In the next decade, communication technologies will be dominated by the fifth generation (5G) of cellular networks, which is currently under deployment in many countries. Although at the moment 5G consists of an improvement in the performance of 4G, the future versions of 5G are expected to revolutionize wireless communications.
One of the technologies that will make the 5G revolution possible is the Multi-access Edge Computing (MEC). The 5G MEC consists of a cloud platform that is deployed close to the 5G end user. In this way, the 5G MEC will make possible the future 5G applications that require low delays, with a high impact on use cases such as eHealth, Smart City, Industry 4.0, and automotive.
Motivated by the important role of security and dependability in the maturity of a technology, 5G-MODaNeI aims to improve both these aspects in 5G MEC. To achieve this, 5G-MODaNeI focuses on allocating together the network resources of 5G and the data resources of MEC.
5G-MODaNeI consists of three main parts. In the first part, the risks and the vulnerabilities for attacks and failures in 5G MEC will be identified. The impact of joint data and network resource allocation on security and dependability in 5G MEC will be determined. In the second part, innovative and intelligent solutions will be created. These solutions will allocate the network and data resources to maximize the security and dependability in 5G MEC. In the third part, a 5G-MEC experiment in a vehicular scenario will be developed and used to test the proposed solutions.

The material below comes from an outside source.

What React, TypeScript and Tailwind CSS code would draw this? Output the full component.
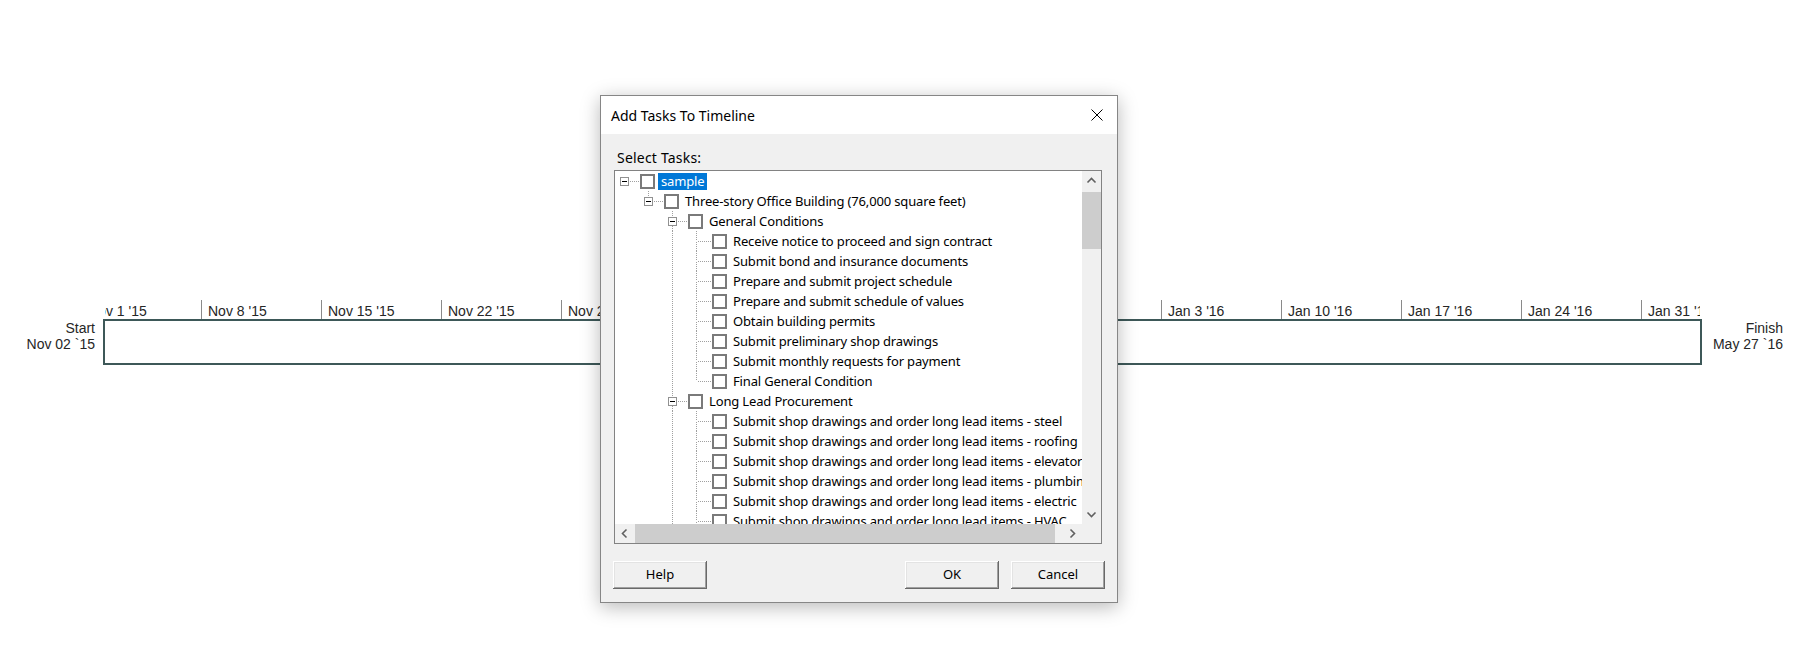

In the first years of the project, the standards of MEC provided by the European Telecommunications Standards Institute (ETSI) have been studied. The study also focused on the integration of the MEC architecture with the 5G architecture and the use of other general virtualization technologies, such as Network Function Virtualization, in implementing MEC. The project has continued by evaluating the security, dependability, and performance aspects of the 5G-MEC architecture. The state of the art has been analyzed and the challenges of jointly addressing the three aspects have been discussed.
A first evaluation of the dependability of a 5G-MEC system has been performed by proposing a model of the system availability, i.e., the readiness of providing a service with the desired requirements. The results show the importance of having proper redundancy and dependable software in the management elements of the 5G and MEC. Afterwards, the model has been extended to include security attacks and connectivity between the elements of the 5G-MEC system. The results highlight the importance of the attack detection and recovery. A new work will evaluate the impact of simultaneous attacks and failures of multiple elements of the 5G-MEC system on the overall system availability.
Novel solutions to allocate data and network resources in a 5G-MEC scenario have been proposed. These solutions are based on various techniques: heuristic, mathematical optimization, and Machine Learning (ML). One set of the works is also addressing the security and dependability of ML-based solutions, which may be attacked by adversaries or subjected to failures. Another work proposes a ML-based solution for the MEC application migration, i.e., moving the MEC application from one MEC server to another. The MEC application migration is due to the mobility of the user that uses the MEC application or the failure of the MEC server where the MEC application is running. This work will be extended to also consider privacy in the MEC application migration. Another work proposes a ML-based solution for the selection of the path between a user and the related MEC server by optimizing multiple performance metrics.
A hybrid 5G-MEC testbed has been developed. The testbed integrates various 5G and MEC simulators and emulators, includes actual MEC servers, and proposes a controller. The controller allows the experimentation on MEC application migration and path selection. The controller interacts with the MEC framework by using standard ETSI MEC interfaces and allows the use of complex migration solutions.
The fifth generation (5G) of cellular networks is currently consisting in a huge improvement of performance with respect to 4G, but the future releases of 5G are going to revolutionize the wireless communications. One of the technologies that will make the 5G revolution possible is the Multi-access Edge Computing (MEC). The MEC in 5G consists in the provision of computing and storage resources within the edge of the Radio Access Network and is enabled by virtualization and softwarization technologies, such as Software-Defined Networking (SDN), Network Function Virtualization (NFV), and Network Slicing. The 5G MEC will effectively enable real-time 5G applications in use cases such as eHealth, Smart City, Industry 4.0, and automotive.
The project focuses on security and dependability in the orchestration of data and network resources in 5G MEC. The project has three main objectives: investigate and characterize security and dependability in the orchestration of data and network resources in 5G MEC; develop and analyze intelligent solutions for jointly orchestrating data and network resources for dependability and security in 5G MEC; develop a 5G-MEC testbed in automotive and verify the proposed solutions.
In the project, models will identify the risks and the vulnerabilities for attacks and failures in 5G MEC. The impact of joint data and network resource allocation on security and dependability in 5G MEC will be determined. Moreover, after formulating the problem of resource allocation for security and dependability in 5G MEC, innovative and intelligent solutions will be proposed. The solutions will allow both long-term design and real-time adaptation for maximizing security and dependability in 5G MEC and the future 5G applications. Finally, a 5G MEC testbed in automotive will be developed and it will be used to analyze the performance of the proposed solution in an experimental scenario.